Взявши билет, я расслабился, потому что сразу же понял, что сдам на пять. Первым вопросом была дискуссия по нацвопросу на каком-то раннем съезде (сейчас уже, слава богу, не помню, на каком), а вторым — доклад Андропова к 60-летию образования СССР.

Я все это, как назло, знал и, быстренько набросав конспект ответа, принялся слушать, как допрашивают абитуру, идущую по разнарядке из братских республик.

У экзаменационного стола мучалась девушка Лена. Работники приемной комиссии тщетно допытывали ее о самых простых вещах. Зоя Космодемьянская рассказала немцам больше, чем Лена в тот вечер экзаменаторам. Проблема экзаменаторов состояла в том, что повесить Лену они не могли: это был ценный республиканский кадр, который надо было принять в аспирантуру.

— Ну, хорошо, Лена, — сказали ей наконец, — вы только не волнуйтесь. Назовите нам коммунистов, героев Гражданской войны!
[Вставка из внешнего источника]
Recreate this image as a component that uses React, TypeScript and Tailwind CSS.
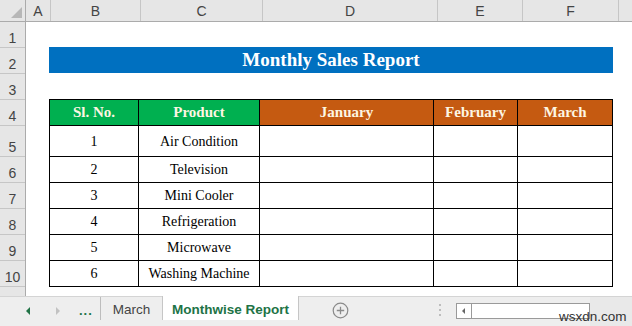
import React from "react";

const hdrFont = { fontFamily: '"Liberation Sans", Arial, sans-serif' };
const serif = { fontFamily: '"Liberation Serif", "Times New Roman", serif' };

const cols = [
  { l: "A", w: "w-[24px]" },
  { l: "B", w: "w-[89px]" },
  { l: "C", w: "w-[121px]" },
  { l: "D", w: "w-[174px]" },
  { l: "E", w: "w-[84px]" },
  { l: "F", w: "w-[95px]" },
];

const rowHeights = [
  "h-[26px]",
  "h-[26px]",
  "h-[26px]",
  "h-[26px]",
  "h-[31px]",
  "h-[26px]",
  "h-[26px]",
  "h-[26px]",
  "h-[26px]",
  "h-[26px]",
];

const data = [
  ["1", "Air Condition"],
  ["2", "Television"],
  ["3", "Mini Cooler"],
  ["4", "Refrigeration"],
  ["5", "Microwave"],
  ["6", "Washing Machine"],
];

export default function App() {
  return (
    <div className="w-[632px] h-[326px] bg-white overflow-hidden flex flex-col" style={hdrFont}>
      {/* column headers */}
      <div className="flex h-[22px] bg-[#e6e6e6] border-b border-[#ababab] text-[14px] text-[#444]">
        <div className="w-[26px] border-r border-[#ababab] relative">
          <svg width="26" height="21" className="absolute left-0 top-0">
            <polygon points="22,7 22,18 11,18" fill="#b7b7b7" />
          </svg>
        </div>
        {cols.map((c) => (
          <div
            key={c.l}
            className={`${c.w} border-r border-[#c6c6c6] flex items-center justify-center pt-[2px] box-content`}
          >
            {c.l}
          </div>
        ))}
        <div className="flex-1" />
      </div>

      {/* sheet body */}
      <div className="flex h-[274px]">
        {/* row headers */}
        <div className="w-[26px] bg-[#e6e6e6] border-r border-[#ababab] flex flex-col text-[14px] text-[#444]">
          {rowHeights.map((h, i) => (
            <div
              key={i}
              className={`${h} border-b border-[#c6c6c6] flex items-end justify-center pb-[2px] leading-none`}
            >
              {i + 1}
            </div>
          ))}
        </div>

        {/* content */}
        <div className="flex-1 flex flex-col pl-[23px]" style={serif}>
          <div
            className="mt-[25px] w-[564px] h-[26px] bg-[#0070c0] flex items-center justify-center text-white font-bold text-[19px]"
            style={serif}
          >
            Monthly Sales Report
          </div>

          <div className="mt-[26px] w-[564px] border-l border-t border-black flex flex-col">
            <div className="flex h-[26px] text-[15px] font-bold text-[#fdf6e3]" style={serif}>
              <div className="w-[89px] bg-[#00b050] border-r border-b border-black flex items-center justify-center">
                Sl. No.
              </div>
              <div className="w-[121px] bg-[#00b050] border-r border-b border-black flex items-center justify-center">
                Product
              </div>
              <div className="w-[174px] bg-[#c55a11] border-r border-b border-black flex items-center justify-center">
                January
              </div>
              <div className="w-[84px] bg-[#c55a11] border-r border-b border-black flex items-center justify-center">
                February
              </div>
              <div className="w-[95px] bg-[#c55a11] border-r border-b border-black flex items-center justify-center">
                March
              </div>
            </div>
            {data.map((r, i) => (
              <div
                key={i}
                className={`flex ${i === 0 ? "h-[31px]" : "h-[26px]"} text-[14px] text-black`}
                style={serif}
              >
                <div className="w-[89px] border-r border-b border-black flex items-center justify-center">
                  {r[0]}
                </div>
                <div className="w-[121px] border-r border-b border-black flex items-center justify-center">
                  {r[1]}
                </div>
                <div className="w-[174px] border-r border-b border-black" />
                <div className="w-[84px] border-r border-b border-black" />
                <div className="w-[95px] border-r border-b border-black" />
              </div>
            ))}
          </div>
        </div>
      </div>

      {/* sheet tabs bar */}
      <div className="flex-1 flex bg-[#eeeeee] border-t border-[#d4d4d4] relative">
        <div className="w-[100px] flex items-center h-[25px] pt-[2px]">
          <svg width="8" height="10" className="ml-[25px]">
            <polygon points="5,1 5,9 1,5" fill="#217346" />
          </svg>
          <svg width="8" height="10" className="ml-[21px]">
            <polygon points="2,1 2,9 6,5" fill="#c2c2c2" />
          </svg>
          <span className="ml-[17px] text-[#217346] font-bold text-[13px] leading-none tracking-[1px]">...</span>
        </div>
        <div className="w-px h-[23px] bg-[#bdbdbd]" />
        <div className="w-[61px] h-[25px] flex items-center justify-center pt-[2px] text-[13.5px] text-[#444]">
          March
        </div>
        <div className="-mt-px w-[137px] h-[24px] bg-white border-x border-[#c6c6c6] flex flex-col">
          <div className="flex-1 flex items-center justify-center text-[13.5px] font-bold text-[#217346] pt-[4px]">
            Monthwise Report
          </div>
          <div className="h-[2px] bg-[#217346] mx-px" />
        </div>
        <div className="w-[84px] h-[25px] flex items-center pl-[33px] pt-[1px]">
          <svg width="17" height="17" viewBox="0 0 17 17">
            <circle cx="8.5" cy="8.5" r="7.3" fill="none" stroke="#8a8a8a" strokeWidth="1.2" />
            <path d="M8.5 4.8v7.4M4.8 8.5h7.4" stroke="#8a8a8a" strokeWidth="1.3" />
          </svg>
        </div>
        <div className="w-[73px] h-[25px] flex items-center pl-[56px] pt-[1px]">
          <div className="flex flex-col gap-[3px]">
            <div className="w-[2px] h-[2px] bg-[#bdbdbd]" />
            <div className="w-[2px] h-[2px] bg-[#bdbdbd]" />
            <div className="w-[2px] h-[2px] bg-[#bdbdbd]" />
          </div>
        </div>
        <div className="mt-[6px] w-[134px] h-[16px] border border-[#9a9a9a] bg-white flex">
          <div className="w-[15px] h-full border-r border-[#9a9a9a] flex items-center justify-center">
            <svg width="6" height="8">
              <polygon points="4,1 4,7 1,4" fill="#666" />
            </svg>
          </div>
        </div>
        <div className="flex-1 bg-[#e9e9e9]" />
        <div className="absolute left-[559px] top-[13px] text-[13.5px] text-[#333] leading-none">wsxdn.com</div>
      </div>
    </div>
  );
}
— Чапаев, — сказала Лена, выполнив ровно половину условия.

— Так. — Комиссия тяжко вздохнула. — А еще?

— Фурманов, — сказала Лена, выполнив вторую половину условия. Требовать от нее большего было совершенно бесполезно. Комиссионные головы переглянулись промеж собой, как опечаленный Змей Горыныч.

— Лена, — сказала одна голова. — Вот вы откуда приехали? Из какого города?

— Фрунзе, — сказала Лена.

Змей Горыныч светло заулыбался и закивал всеми головами, давая понять девушке, что в поиске коммуниста-героя она на верном пути.

— Фрунзе! — не веря своему счастью, сказала Лена.

— Ну, вот видите, — сказала комиссия. — Вы же все знаете, только волнуетесь…

Получив «четыре», посланница Советской Киргизии освободила место у стола, и я пошел за своей пятеркой с плюсом. Мне не терпелось возблагодарить экзаменаторов за их терпение своей эрудицией.

Первым делом я подробно изложил ленинскую позицию по национальному вопросу. Упомянул про сталинскую. Отдельно остановился на дискуссии по позиции группы Рыкова—Пятакова. Экзаменаторы слушали все это, мрачнея от минуты к минуте. К концу ответа у меня появилось тревожное ощущение, что я рассказал им что-то лишнее.

— Все? — сухо поинтересовалась дама, чьей фамилии я, к ее счастью, не запомнил. Я кивнул. — Переходите ко второму вопросу.

Я опять кивнул и начал цитировать доклад Юрия Владимировича Андропова, крупными кусками застрявший в моей несчастной крупноячеистой памяти. Вывалив все это наружу, я посчитал вопрос закрытым. И совершенно напрасно.

— Когда был сделан доклад? — поинтересовалась дама. Я прибавил к двадцати двум шестьдесят и ответил:

— В восемьдесят втором году. В декабре.

— Какого числа? — уточнила дама.

— Образован Союз? Двадцать второго.

— Я спрашивала про доклад.

— Не знаю. — Я мог предположить, что доклад случился тоже двадцать второго декабря, но не хотел гадать. Мне казалось, что это непринципиально.

— В декабре, — сказал я.

— Числа не знаете, — зафиксировала дама и скорбно переглянулась с другими головами. И вдруг, в долю секунды, я понял, что не поступлю в аспирантуру. И забегая вперед, скажу, что — угадал. В течение следующих двадцати минут я не смог ответить на простейшие вопросы. Самым простым из них была просьба назвать точную дату подписания Парижского договора о прекращении войны во Вьетнаме. Впрочем, если бы я вспомнил дату, меня бы попросили перечислить погибших вьетнамцев поименно.

Шансов не было. Как некогда говорил нам, студийцам, Костя Райкин: «Что такое страшный сон артиста? Это когда тебя не надо, а ты есть».

Я понял, что меня — не надо, взял свои два балла и пошел прочь.

Через год, запасшись разнарядкой, в аспирантуру я все-таки поступил, но уже как-то по инерции… Я писал каждый день, рассказ за рассказом, и с каждым днем все больше понимал, что хочу заниматься только этим.